Off on a family holiday... Mom and Dad in the front of the car, kids in the back, happily watching TV. TV? Mounted on the back of the front seat is a wafer thin screen on which watch their favorite cartoon characters. Once they arrive at their hotel, Dad removes the screen, rolls it up and once inside, pins it on the hotel room wall and the show goes on.

Science fiction? In the foreseeable future it will be science fact. Conventional construction of TV screens, monitors and displays could soon become a thing of the past.

The key to this revolution is organic light-emitting diodes and a new material developed by scientists at Bayer, the chemicals and health care group called Baytron P. Baytron P is an electrically conductive plastic which considerably extends the working life of the diodes and also has made it possible to make screens so thin and flexible that they can be rolled up when needed.

The phenomenon of electrically luminescent organic materials (extremely delicate structures which light up when electrical voltage is applied) has been known for over half a century. But the material used then proved to be too unstable and the light yield was so low that no thought was given to any practical applications.

Then five years ago Bayer scientist Rolf Wehrmann and his colleagues made the breakthrough. They had been given the task of finding organic substances from which light-emitting, wafer-thin and flexible film could be made. The objective was to make flat screens which are no longer dependent on projection from the back as the text and pictures appear, thanks to the organic diodes.

The transparent Baytron P they developed, increases the working life of light-emitting diodes dramatically. A 10,000 hour, non-stop test of the brightness of a computer monitor was passed with ease. "Baytron P was a quantum leap in the development of displays made with organic materials," says Wehrmann.

He is not alone in his opinion.
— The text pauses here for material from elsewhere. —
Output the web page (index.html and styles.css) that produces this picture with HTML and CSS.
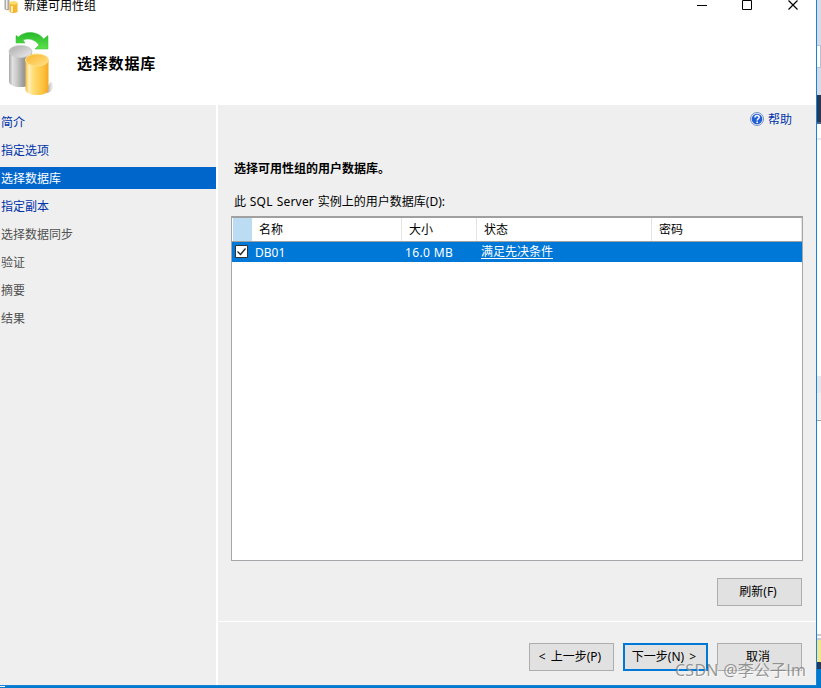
FILE: index.html
```
<!DOCTYPE html>
<html lang="zh-CN">

<head>
    <meta charset="utf-8">
    <title>新建可用性组</title>
    <link rel="stylesheet" href="styles.css">
</head>

<body>
    <div class="screen">
        <div class="window">
            <div class="header">
                <div class="title-bar">
                    <svg class="title-icon" width="15" height="14" viewBox="0 0 15 14">
                        <path d="M.5 0h5v10q-3 1-5-1z" fill="#aaa" />
                        <path d="M2 0h1.500v9h-1.500z" fill="#eee" />
                        <path d="M5.500 2.500q4-2 8 0v9.500q-4 2-8 0z" fill="#f7b52c" />
                        <ellipse cx="9.500" cy="3" rx="4" ry="1.700" fill="#ffdc70" />
                        <path d="M7 6h2v6h-2z" fill="#fff0c0" />
                    </svg>
                    <span class="title-text">新建可用性组</span>
                    <svg class="title-btns" width="106" height="12" viewBox="0 0 106 12" fill="none" stroke="#000">
                        <path d="M0 5.500h10" />
                        <path d="M45.500 .5h9v9h-9z" />
                        <path d="M91.500 .5l9 9M100.500 .5l-9 9" stroke-width="1.200" />
                    </svg>
                </div>
                <div class="banner">
                    <svg class="logo" width="50" height="68" viewBox="0 0 50 68">
                        <defs>
                            <linearGradient id="gray">
                                <stop offset="0" stop-color="#a5a5a5" />
                                <stop offset=".15" stop-color="#e2e2e2" />
                                <stop offset=".35" stop-color="#c8c8c8" />
                                <stop offset=".65" stop-color="#969696" />
                                <stop offset="1" stop-color="#a8a8a8" />
                            </linearGradient>
                            <linearGradient id="gold">
                                <stop offset="0" stop-color="#f8b93a" />
                                <stop offset=".15" stop-color="#fff0bb" />
                                <stop offset=".35" stop-color="#ffdc72" />
                                <stop offset=".75" stop-color="#fdc33f" />
                                <stop offset="1" stop-color="#f6a722" />
                            </linearGradient>
                            <linearGradient id="lid" x1="0" y1="0" x2="1" y2="1">
                                <stop offset="0" stop-color="#a9a9a9" />
                                <stop offset="1" stop-color="#eee" />
                            </linearGradient>
                            <linearGradient id="goldlid" x1="0" y1="0" x2="1" y2="1">
                                <stop offset="0" stop-color="#fbb52c" />
                                <stop offset="1" stop-color="#ffe187" />
                            </linearGradient>
                            <linearGradient id="green" x1="0" y1="0" x2="0" y2="1">
                                <stop offset="0" stop-color="#27b92b" />
                                <stop offset="1" stop-color="#5be24a" />
                            </linearGradient>
                            <linearGradient id="shade">
                                <stop offset="0" stop-color="#777" />
                                <stop offset="1" stop-color="#fff" />
                            </linearGradient>
                        </defs>
                        <path d="M39 64q2-9 5-11q4 1 2 6q-2 5-7 5z" fill="url(#shade)" opacity=".7" />
                        <path d="M2 22v30c0 4 5 6 11.500 6s11.500-2 11.500-6v-30z" fill="url(#gray)" />
                        <ellipse cx="13.500" cy="22.500" rx="11.500" ry="6" fill="url(#lid)" stroke="#ccc" />
                        <path d="M18.500 31v29c0 4 5 6 11.500 6s11.500-2 11.500-6v-29z" fill="url(#gold)" />
                        <ellipse cx="30" cy="31" rx="11.500" ry="6" fill="url(#goldlid)" stroke="#ffdf83" />
                        <path d="M9 6.500l2.500 1.500c6-6.500 20-6 25 2l4.500-3.500v13.500h-13l4-4c-4-6-11.500-7-16-5l2 3h-9z" fill="url(#green)" stroke="#35bd35" stroke-width=".5" />
                    </svg>
                    <h1 class="banner-title">选择数据库</h1>
                </div>
            </div>
            <div class="main">
                <ul class="nav">
                    <li class="nav-item">简介</li>
                    <li class="nav-item">指定选项</li>
                    <li class="nav-item active">选择数据库</li>
                    <li class="nav-item">指定副本</li>
                    <li class="nav-item disabled">选择数据同步</li>
                    <li class="nav-item disabled">验证</li>
                    <li class="nav-item disabled">摘要</li>
                    <li class="nav-item disabled">结果</li>
                </ul>
                <div class="content">
                    <div class="page">
                        <div class="help">
                            <svg width="14" height="14" viewBox="0 0 14 14">
                                <circle cx="7" cy="7" r="6.500" fill="#e8effb" stroke="#7791c4" />
                                <circle cx="7" cy="7" r="5.300" fill="#2360d5" />
                                <path d="M5 5.500c0-2.700 4.200-2.500 4.200-.2c0 1.500-2 1.500-2 3.200" fill="none" stroke="#fff" stroke-width="1.500" />
                                <path d="M6.400 9.500h1.600v1.500h-1.600z" fill="#fff" />
                            </svg>
                            <span class="help-text">帮助</span>
                        </div>
                        <h2 class="page-title">选择可用性组的用户数据库。</h2>
                        <div class="label">此 <span class="latin">SQL Server</span> 实例上的用户数据库(D):</div>
                        <div class="grid">
                            <div class="row head">
                                <div class="cell check"></div>
                                <div class="cell name">名称</div>
                                <div class="cell size">大小</div>
                                <div class="cell state">状态</div>
                                <div class="cell pwd">密码</div>
                            </div>
                            <div class="row selected">
                                <div class="cell check">
                                    <svg width="13" height="13" viewBox="0 0 13 13">
                                        <path d="M.5 .5h12v12h-12z" fill="#fff" stroke="#333" />
                                        <path d="M2.500 6.500l3 3l5-6" fill="none" stroke="#222" stroke-width="1.300" />
                                    </svg>
                                </div>
                                <div class="cell name">DB01</div>
                                <div class="cell size">16.0 MB</div>
                                <div class="cell state"><span class="link">满足先决条件</span></div>
                                <div class="cell pwd"></div>
                            </div>
                        </div>
                        <div class="refresh">
                            <button class="btn">刷新(F)</button>
                        </div>
                    </div>
                    <div class="footer">
                        <button class="btn">&lt; 上一步(P)</button>
                        <button class="btn default">下一步(N) &gt;</button>
                        <button class="btn">取消</button>
                    </div>
                </div>
            </div>
        </div>
        <!-- 后面窗口露出的边缘 -->
        <div class="behind">
            <div class="b-tool"></div>
            <div class="b-input"></div>
            <div class="b-tool2"></div>
            <div class="b-tab"></div>
            <div class="b-line"></div>
            <div class="b-doc"></div>
            <div class="b-panel"></div>
            <div class="b-doc2"></div>
            <div class="b-yellow"></div>
            <div class="b-dark"></div>
            <div class="b-status"></div>
        </div>
    </div>
    <div class="taskbar"><span class="taskbar-mark"></span></div>
    <div class="watermark">CSDN @李公子lm</div>
</body>

</html>
```
FILE: styles.css
```
* {
    box-sizing: border-box;
}

body {
    margin: 0;
    width: 821px;
    height: 688px;
    overflow: hidden;
    position: relative;
    background: #fff;
    color: #000;
    font: 12px/18px "Noto Sans", "Noto Sans CJK SC", sans-serif;
}

ul,
h1,
h2 {
    margin: 0;
    padding: 0;
    list-style: none;
}

svg {
    display: block;
    flex: none;
}

.screen {
    display: flex;
    height: 686px;
}

.window {
    width: 817px;
    border-right: 1px solid #1883d7;
    border-bottom: 1px solid #1883d7;
    display: flex;
    flex-direction: column;
}

.header {
    height: 105px;
    background: #fff;
}

.title-bar {
    height: 28px;
    display: flex;
    align-items: flex-start;
    padding-left: 4px;
}

.title-text {
    margin-left: 5px;
    height: 12px;
    line-height: 12px;
}

.title-btns {
    margin-left: auto;
    margin-right: 13px;
}

.banner {
    display: flex;
    align-items: center;
    padding-left: 7px;
    height: 70px;
}

.banner-title {
    margin-left: 20px;
    font-size: 15px;
    line-height: 20px;
    letter-spacing: .8px;
}

.main {
    flex: 1;
    display: flex;
}

.nav {
    width: 218px;
    padding-top: 6px;
    border-right: 2px solid #fff;
    background: #efefef;
}

.nav-item {
    height: 22px;
    line-height: 22px;
    margin-bottom: 6px;
    padding: 1px 0 0 1px;
    color: #0033a8;
}

.nav-item.active {
    background: #0066cc;
    color: #fff;
}

.nav-item.disabled {
    color: #505050;
}

.content {
    flex: 1;
    background: #efefef;
}

.page {
    height: 517px;
    padding: 5px 13px 0;
    border-bottom: 1px solid #fff;
}

.help {
    display: flex;
    align-items: center;
    justify-content: flex-end;
    gap: 4px;
    height: 18px;
    padding-right: 11px;
    color: #0033a8;
}

.help-text {
    padding-top: 2px;
}

.page-title {
    margin: 31px 0 0 3px;
    font-size: 12px;
    line-height: 20px;
}

.label {
    margin: 14px 0 5px 3px;
    line-height: 18px;
    word-spacing: .7px;
}

.latin {
    letter-spacing: .2px;
}

.grid {
    width: 572px;
    height: 345px;
    border: 1px solid #a5a5aa;
    border-top: 2px solid #a0a0a0;
    background: #fff;
}

.row {
    display: flex;
}

.row.head {
    height: 24px;
    line-height: 24px;
    border-bottom: 1px solid #a0a0a0;
}

.row.selected {
    height: 20px;
    line-height: 22px;
    background: #0078d7;
    color: #fff;
}

.head .cell {
    border-right: 1px solid #e5e5e5;
    padding-left: 7px;
}

.selected .cell {
    padding-left: 3px;
}

.cell.check {
    width: 20px;
}

.head .check {
    background: #bcdcf4;
    border: 0;
    margin-left: 1px;
    width: 19px;
}

.selected .check {
    padding: 3px 0 0 3px;
}

.cell.name {
    width: 150px;
}

.cell.size {
    width: 75px;
}

.selected .size {
    letter-spacing: .35px;
}

.cell.state {
    width: 175px;
}

.selected .state {
    line-height: 20px;
    padding-left: 4px;
}

.cell.pwd {
    width: 150px;
}

.link {
    text-decoration: underline;
    text-underline-offset: 2px;
}

.refresh {
    display: flex;
    justify-content: flex-end;
    padding: 17px 1px 0 0;
}

.btn {
    width: 85px;
    height: 28px;
    padding: 0 3px 0 0;
    border: 1px solid #adadad;
    background: #e1e1e1;
    color: #000;
    font: inherit;
    white-space: nowrap;
    word-spacing: 2px;
}

.btn.default {
    border: 2px solid #0078d7;
}

.footer {
    display: flex;
    justify-content: flex-end;
    gap: 9px;
    padding: 21px 14px 0 0;
}

.behind {
    width: 4px;
    display: flex;
    flex-direction: column;
}

.b-tool {
    height: 45px;
    background: #d6dbe9;
}

.b-input {
    height: 23px;
    border: 1px solid #b8c1d6;
    border-left: 0;
}

.b-tool2 {
    height: 27px;
    background: #d6dbe9;
}

.b-tab {
    height: 29px;
    background: #293955;
    border-bottom: 2px solid #4d6082;
}

.b-line {
    height: 16px;
    border-bottom: 2px solid #e6e7ed;
}

.b-doc {
    height: 236px;
}

.b-panel {
    height: 45px;
    background: #efefef;
    border-top: 17px solid #e6e7ed;
    border-bottom: 1px solid #a5a5a5;
}

.b-doc2 {
    height: 219px;
    border-bottom: 6px double #ccc;
}

.b-yellow {
    height: 22px;
    background: #f0e68c;
}

.b-dark {
    height: 7px;
    background: #293955;
}

.b-status {
    flex: 1;
    background: #007acc;
}

.taskbar {
    height: 2px;
    background: #007acc;
}

.taskbar-mark {
    display: block;
    width: 5px;
    height: 1px;
    background: #fff;
}

.watermark {
    position: absolute;
    left: 675px;
    top: 660px;
    font-size: 16px;
    line-height: 20px;
    letter-spacing: .25px;
    white-space: nowrap;
    color: rgba(120, 120, 120, .75);
    text-shadow: 1px 1px 0 rgba(255, 255, 255, .6);
}
```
Already electronics giants such as Philips are using Baytron P to develop the screens of tomorrows, super-thin screens, made entirely of plastic, and safe because of the low voltage used. And the optical characteristics are outstanding, high contrast, no reflection and capable of being viewed from a very oblique angle.

The first telephones with the new displays are already in the market. Video recorders, cellular phones, watches and CD player will follow soon. In the longer term Philips plans to add navigation systems and car instrument panels to the range of applications.

And the TV screen at the back of the family car? "We should be there in 10 years," Philips' Jan Robert Visser confidently predicts.